• _Stated problem_
Find the lines with "screenshot" in them and copy them out.

• _Records supplied_
########
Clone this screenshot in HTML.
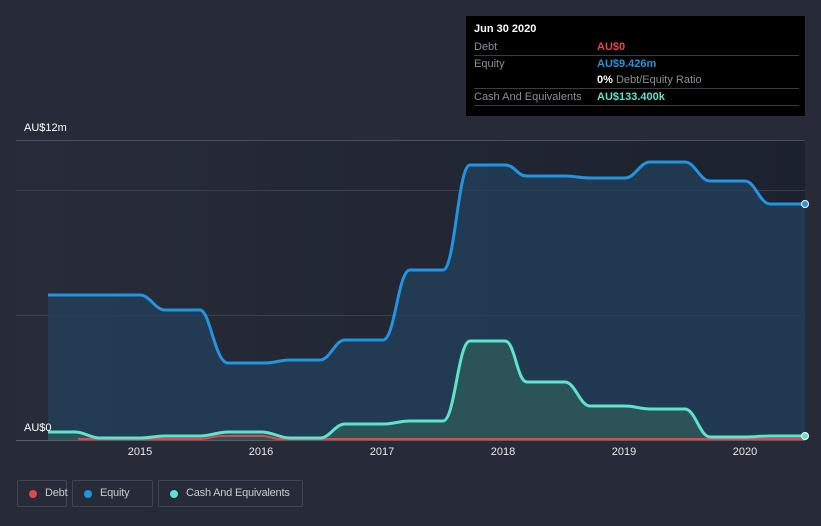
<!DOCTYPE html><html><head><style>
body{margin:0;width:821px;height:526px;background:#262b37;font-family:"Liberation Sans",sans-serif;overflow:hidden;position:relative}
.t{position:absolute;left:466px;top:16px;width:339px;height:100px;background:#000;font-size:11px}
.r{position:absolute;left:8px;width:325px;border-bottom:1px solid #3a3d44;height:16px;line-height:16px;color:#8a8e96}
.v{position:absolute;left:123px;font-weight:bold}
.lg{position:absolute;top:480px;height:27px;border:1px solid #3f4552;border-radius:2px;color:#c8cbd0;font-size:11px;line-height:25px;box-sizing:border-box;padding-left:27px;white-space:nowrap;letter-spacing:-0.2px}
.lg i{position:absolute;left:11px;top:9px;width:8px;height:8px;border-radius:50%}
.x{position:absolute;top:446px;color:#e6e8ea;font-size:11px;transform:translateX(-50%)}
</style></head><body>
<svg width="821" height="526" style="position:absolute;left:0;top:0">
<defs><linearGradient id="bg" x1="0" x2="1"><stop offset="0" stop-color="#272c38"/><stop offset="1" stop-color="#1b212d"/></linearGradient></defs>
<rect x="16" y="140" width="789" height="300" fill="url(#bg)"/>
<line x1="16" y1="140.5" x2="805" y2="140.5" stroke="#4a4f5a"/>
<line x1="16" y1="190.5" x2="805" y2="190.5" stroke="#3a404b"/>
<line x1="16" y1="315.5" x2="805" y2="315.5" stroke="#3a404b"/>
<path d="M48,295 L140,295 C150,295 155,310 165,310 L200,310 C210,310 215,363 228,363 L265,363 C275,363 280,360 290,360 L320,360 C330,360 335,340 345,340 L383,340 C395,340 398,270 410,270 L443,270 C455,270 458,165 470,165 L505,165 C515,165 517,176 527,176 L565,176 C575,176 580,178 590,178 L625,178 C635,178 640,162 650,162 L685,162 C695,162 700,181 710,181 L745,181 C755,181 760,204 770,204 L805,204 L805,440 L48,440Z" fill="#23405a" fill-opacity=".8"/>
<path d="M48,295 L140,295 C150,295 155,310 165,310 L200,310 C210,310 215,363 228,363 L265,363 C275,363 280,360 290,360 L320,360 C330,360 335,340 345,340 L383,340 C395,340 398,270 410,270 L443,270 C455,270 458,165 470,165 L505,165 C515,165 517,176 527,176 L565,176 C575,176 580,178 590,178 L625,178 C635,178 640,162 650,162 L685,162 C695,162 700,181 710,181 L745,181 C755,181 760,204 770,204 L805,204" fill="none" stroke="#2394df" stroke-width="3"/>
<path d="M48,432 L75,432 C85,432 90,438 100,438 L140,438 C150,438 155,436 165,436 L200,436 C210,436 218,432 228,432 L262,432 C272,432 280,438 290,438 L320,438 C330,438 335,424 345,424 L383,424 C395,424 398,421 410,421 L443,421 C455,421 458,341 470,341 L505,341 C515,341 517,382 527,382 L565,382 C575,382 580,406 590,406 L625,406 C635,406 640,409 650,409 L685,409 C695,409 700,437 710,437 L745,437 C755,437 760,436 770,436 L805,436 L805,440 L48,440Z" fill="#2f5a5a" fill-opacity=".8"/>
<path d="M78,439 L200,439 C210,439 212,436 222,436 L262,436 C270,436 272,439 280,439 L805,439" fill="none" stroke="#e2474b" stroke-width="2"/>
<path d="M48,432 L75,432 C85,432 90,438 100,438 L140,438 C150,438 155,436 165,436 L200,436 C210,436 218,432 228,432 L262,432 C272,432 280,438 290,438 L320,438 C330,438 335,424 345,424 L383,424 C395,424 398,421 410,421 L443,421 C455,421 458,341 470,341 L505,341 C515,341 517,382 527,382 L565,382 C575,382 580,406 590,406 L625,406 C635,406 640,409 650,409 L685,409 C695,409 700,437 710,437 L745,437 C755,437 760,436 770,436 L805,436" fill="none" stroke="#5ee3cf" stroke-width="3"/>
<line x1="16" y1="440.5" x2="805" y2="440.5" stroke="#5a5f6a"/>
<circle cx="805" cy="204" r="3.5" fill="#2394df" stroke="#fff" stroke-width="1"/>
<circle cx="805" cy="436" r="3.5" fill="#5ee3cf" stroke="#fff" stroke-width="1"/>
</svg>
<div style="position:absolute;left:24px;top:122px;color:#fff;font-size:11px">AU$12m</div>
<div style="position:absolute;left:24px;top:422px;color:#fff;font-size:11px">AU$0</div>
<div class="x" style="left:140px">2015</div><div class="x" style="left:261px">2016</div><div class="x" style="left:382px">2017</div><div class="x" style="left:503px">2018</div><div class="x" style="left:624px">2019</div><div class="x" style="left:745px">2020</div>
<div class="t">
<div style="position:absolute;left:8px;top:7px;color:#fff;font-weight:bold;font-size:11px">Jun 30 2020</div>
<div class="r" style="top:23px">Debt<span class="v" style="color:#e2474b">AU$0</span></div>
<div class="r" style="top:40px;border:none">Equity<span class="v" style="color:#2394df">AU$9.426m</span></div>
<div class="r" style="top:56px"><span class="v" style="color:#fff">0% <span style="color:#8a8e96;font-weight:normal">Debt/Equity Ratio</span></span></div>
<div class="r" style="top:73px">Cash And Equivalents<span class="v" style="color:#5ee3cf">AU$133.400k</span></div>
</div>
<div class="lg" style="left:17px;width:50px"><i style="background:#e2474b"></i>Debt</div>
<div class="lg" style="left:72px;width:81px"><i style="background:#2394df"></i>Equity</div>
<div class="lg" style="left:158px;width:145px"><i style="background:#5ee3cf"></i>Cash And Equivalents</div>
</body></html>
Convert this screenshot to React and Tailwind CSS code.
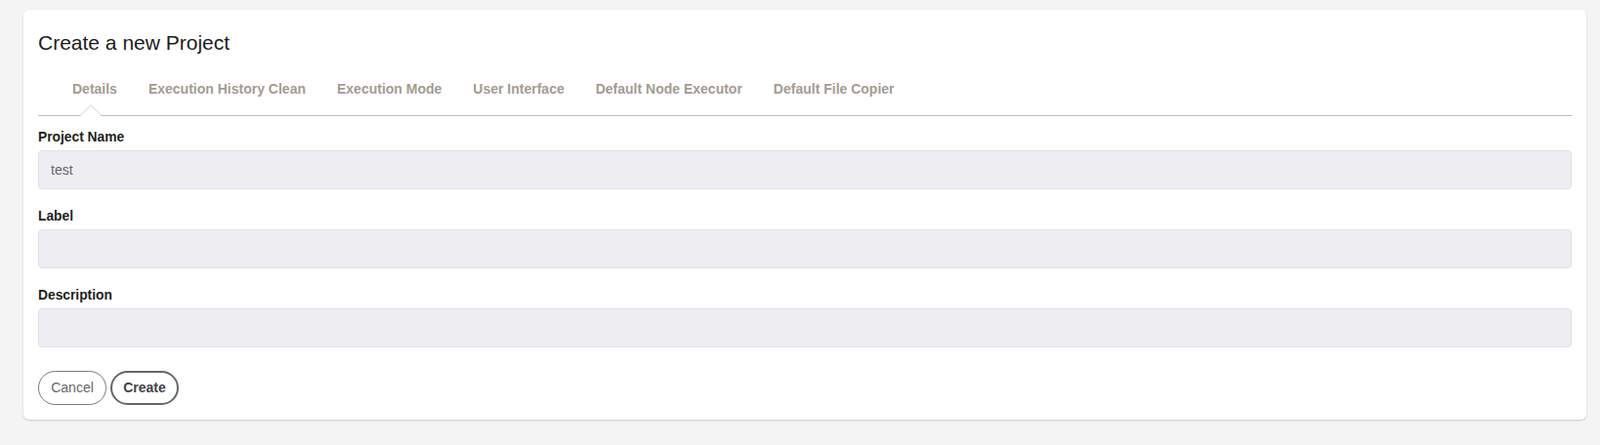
########
• _Solved problem_
Clone this screenshot in HTML.
Convert this screenshot to React and Tailwind CSS code.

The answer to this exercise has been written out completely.